Thursday, September 26, 2013

What to Eat With What to Drink: The Delightful World of Pairings


It’s difficult for me to pick a single favorite food and wine pairing. I’m pretty easy to please when it comes to eating and drinking, and when food and wine are put together there’s not much I enjoy more. One of my favorite aspects about pairings is that they allow us to manipulate our palate, and that when food and wine are consumed together they can exponentially expand our sensory experience. There’s so many different ways to pair food and wine—sweet and savory, acidic and salty—the different ways that we can work with weight, richness, fruitiness, etc. is astounding. I often love to pair with contrasting aspects in mind; it’s fun for me to try and find unusual food and wine combinations that work well together. I like the unexpected. There’s joy in surprising your taste buds. However, pairings with an eye toward comparison, or common characteristics, are always a welcome treat.
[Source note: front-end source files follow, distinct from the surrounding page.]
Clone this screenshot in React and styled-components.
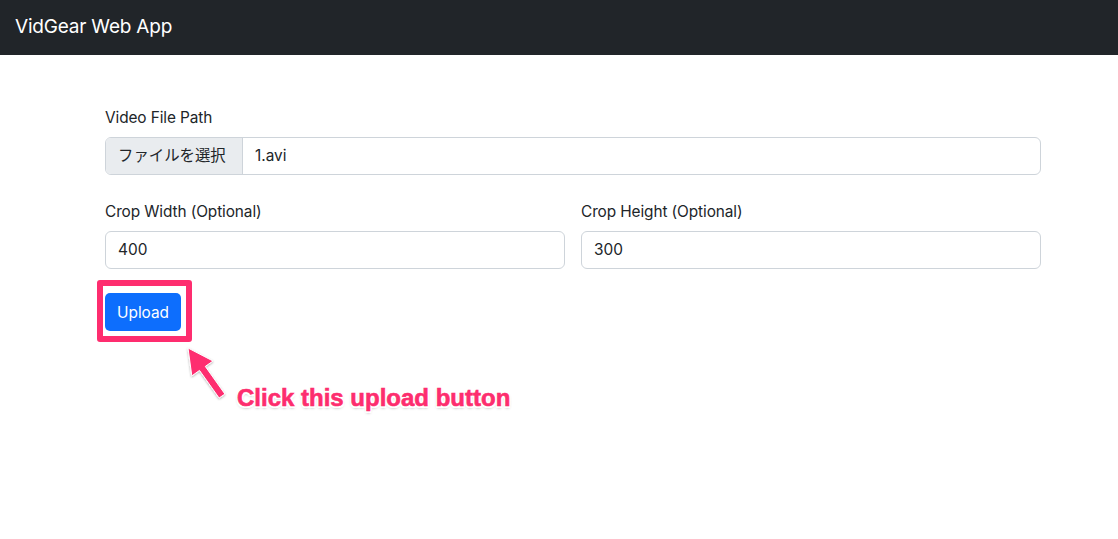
import React from 'react';
import styled, { createGlobalStyle } from 'styled-components';

const GlobalStyle = createGlobalStyle`
  * {
    box-sizing: border-box;
  }
  html, body {
    margin: 0;
    min-height: 100%;
    background: #fff;
  }
  body {
    color: #212529;
    font-family: Inter, "Liberation Sans", "Noto Sans CJK JP", sans-serif;
    font-size: 16px;
    line-height: 1.5;
  }
`;

const Navbar = styled.nav`
  height: 55px;
  background: #212529;
  display: flex;
  align-items: center;
  padding: 0 15px;
`;

const Brand = styled.span`
  color: #fff;
  font-size: 19px;
  letter-spacing: -0.2px;
`;

const Main = styled.main`
  width: 936px;
  margin-left: 105px;
  padding-top: 51px;
  padding-bottom: 100px;
`;

const Field = styled.div`
  display: flex;
  flex-direction: column;
`;

const Label = styled.label`
  font-size: 15.4px;
  letter-spacing: -0.1px;
  height: 20px;
  margin-bottom: 11px;
`;

const FileInput = styled.div`
  display: flex;
  height: 38px;
  border: 1px solid #ced4da;
  border-radius: 6px;
  overflow: hidden;
  font-size: 15.4px;
`;

const FileButton = styled.span`
  display: flex;
  align-items: center;
  width: 137px;
  padding-left: 12px;
  background: #e9ecef;
  border-right: 1px solid #ced4da;
  color: #212529;
`;

const FileName = styled.span`
  display: flex;
  align-items: center;
  padding-left: 12px;
`;

const Row = styled.div`
  display: grid;
  grid-template-columns: 1fr 1fr;
  gap: 16px;
  margin-top: 25px;
`;

const TextInput = styled.div`
  height: 38px;
  border: 1px solid #ced4da;
  border-radius: 6px;
  display: flex;
  align-items: center;
  padding-left: 12px;
  font-size: 15.4px;
`;

const Actions = styled.div`
  position: relative;
  margin-top: 24px;
  height: 140px;
`;

const Button = styled.button`
  height: 38px;
  padding: 0 12px;
  border: none;
  border-radius: 5px;
  background: #0d6efd;
  color: #fff;
  font-family: inherit;
  font-size: 15.4px;
`;

const Highlight = styled.div`
  position: absolute;
  left: -8px;
  top: -13px;
  width: 95px;
  height: 62px;
  border: 6px solid #fe2d6f;
  border-radius: 3px;
  pointer-events: none;
`;

const Arrow = styled.svg`
  position: absolute;
  left: 80px;
  top: 50px;
  overflow: visible;
`;

const Callout = styled.div`
  position: absolute;
  left: 132px;
  top: 90px;
  color: #fd2d6e;
  font-family: "Liberation Sans", Arial, sans-serif;
  font-weight: bold;
  font-size: 24px;
  line-height: 30px;
  letter-spacing: 0;
  white-space: nowrap;
  -webkit-text-stroke: 0.6px #fd2d6e;
  text-shadow:
    -1.5px -1.5px 0 #fff, 1.5px -1.5px 0 #fff, -1.5px 1.5px 0 #fff, 1.5px 1.5px 0 #fff,
    0 2px 3px rgba(0, 0, 0, 0.35);
`;

const App = () => (
  <>
    <GlobalStyle />
    <Navbar>
      <Brand>VidGear Web App</Brand>
    </Navbar>
    <Main>
      <Field>
        <Label>Video File Path</Label>
        <FileInput>
          <FileButton>ファイルを選択</FileButton>
          <FileName>1.avi</FileName>
        </FileInput>
      </Field>
      <Row>
        <Field>
          <Label>Crop Width (Optional)</Label>
          <TextInput>400</TextInput>
        </Field>
        <Field>
          <Label>Crop Height (Optional)</Label>
          <TextInput>300</TextInput>
        </Field>
      </Row>
      <Actions>
        <Button>Upload</Button>
        <Highlight />
        <Arrow width="50" height="60" viewBox="0 0 50 60">
          <defs>
            <filter id="arrowShadow" x="-30%" y="-30%" width="160%" height="160%">
              <feDropShadow dx="0" dy="1" stdDeviation="1" floodColor="#000" floodOpacity="0.3" />
            </filter>
          </defs>
          <path
            d="M3 5 L28 18 L20.3 23.4 L39.9 51 L34.1 55 L14.5 27.4 L6.8 32.9 Z"
            fill="#fe2d6f"
            stroke="#fff"
            strokeWidth="1"
            strokeLinejoin="round"
            filter="url(#arrowShadow)"
          />
        </Arrow>
        <Callout>Click this upload button</Callout>
      </Actions>
    </Main>
  </>
);

export default App;
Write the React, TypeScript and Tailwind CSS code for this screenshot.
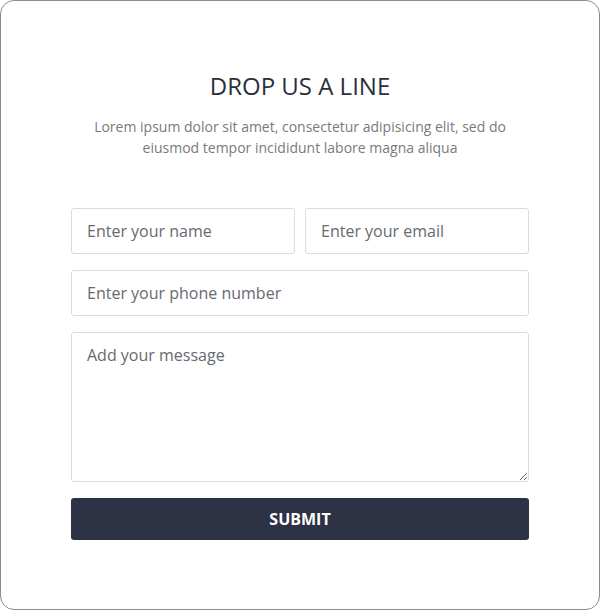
import React from "react";

export default function App() {
  const field =
    "h-[46px] border border-[#dcdcdc] rounded-[3px] px-[15px] text-[16px] text-[#555] placeholder:text-[#666a70] outline-none";
  return (
    <div className="w-[600px] h-[610px] bg-white font-['Open_Sans','Noto_Sans',Arial,sans-serif]">
      <div className="w-[600px] h-[610px] border border-[#8c8c8c] rounded-[14px] bg-white px-[70px] pt-[69px] flex flex-col items-center">
        <h1 className="text-[24px] leading-[32px] font-normal text-[#2b2f3b]">
          DROP US A LINE
        </h1>
        <p className="mt-[14px] text-[14px] leading-[21px] text-[#7a7a7a] text-center">
          Lorem ipsum dolor sit amet, consectetur adipisicing elit, sed do
          <br />
          eiusmod tempor incididunt labore magna aliqua
        </p>
        <form className="mt-[50px] w-[458px] flex flex-col gap-[16px]" onSubmit={(e) => e.preventDefault()}>
          <div className="flex gap-[10px]">
            <input type="text" placeholder="Enter your name" className={`flex-1 min-w-0 ${field}`} />
            <input type="email" placeholder="Enter your email" className={`flex-1 min-w-0 ${field}`} />
          </div>
          <input type="text" placeholder="Enter your phone number" className={`w-full ${field}`} />
          <textarea
            placeholder="Add your message"
            className="w-full h-[150px] border border-[#dcdcdc] rounded-[3px] px-[15px] py-[10px] text-[16px] leading-[24px] text-[#555] placeholder:text-[#666a70] outline-none resize-y"
          />
          <button
            type="submit"
            className="w-full h-[42px] bg-[#2e3245] rounded-[3px] text-white text-[16px] font-bold"
          >
            SUBMIT
          </button>
        </form>
      </div>
    </div>
  );
}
Perhaps my favorite simple, yet exceptional food and wine pairing while working at Beauregard Vineyards was when my coworker Lonny brought a treat for after work not long after the release the 2010 Beauregard Ranch Zinfandel. After we closed down the bar, Lonny poured us each a small glass of the Zin, and brought out a plate he’d hidden in the fridge. On the plate was a wedge of Humboldt Fog, one of my favorite cheeses. A soft-ripened goat cheese, Humboldt Fog has a creamy inner encased by a runny shell, a layer of ash that runs through it, and a rind made of bloomy mold and ash. The pairing of the rich and herbal goat cheese with the cool-climate, earthy Zinfandel was breathtaking. In one bite it was as if I were sitting on the edge of a meadow, surrounded by dry brush and brambles, picnicking in another place and time. The best pairings have this ability I think, to capture our senses and to pull us out of the present. By choosing what to eat with what to drink we take gastronomy into our own hands, and by doing so we become the curators of an experience that extends beyond the boundaries we are normally confined to each day into the realm of Dionysian pleasure.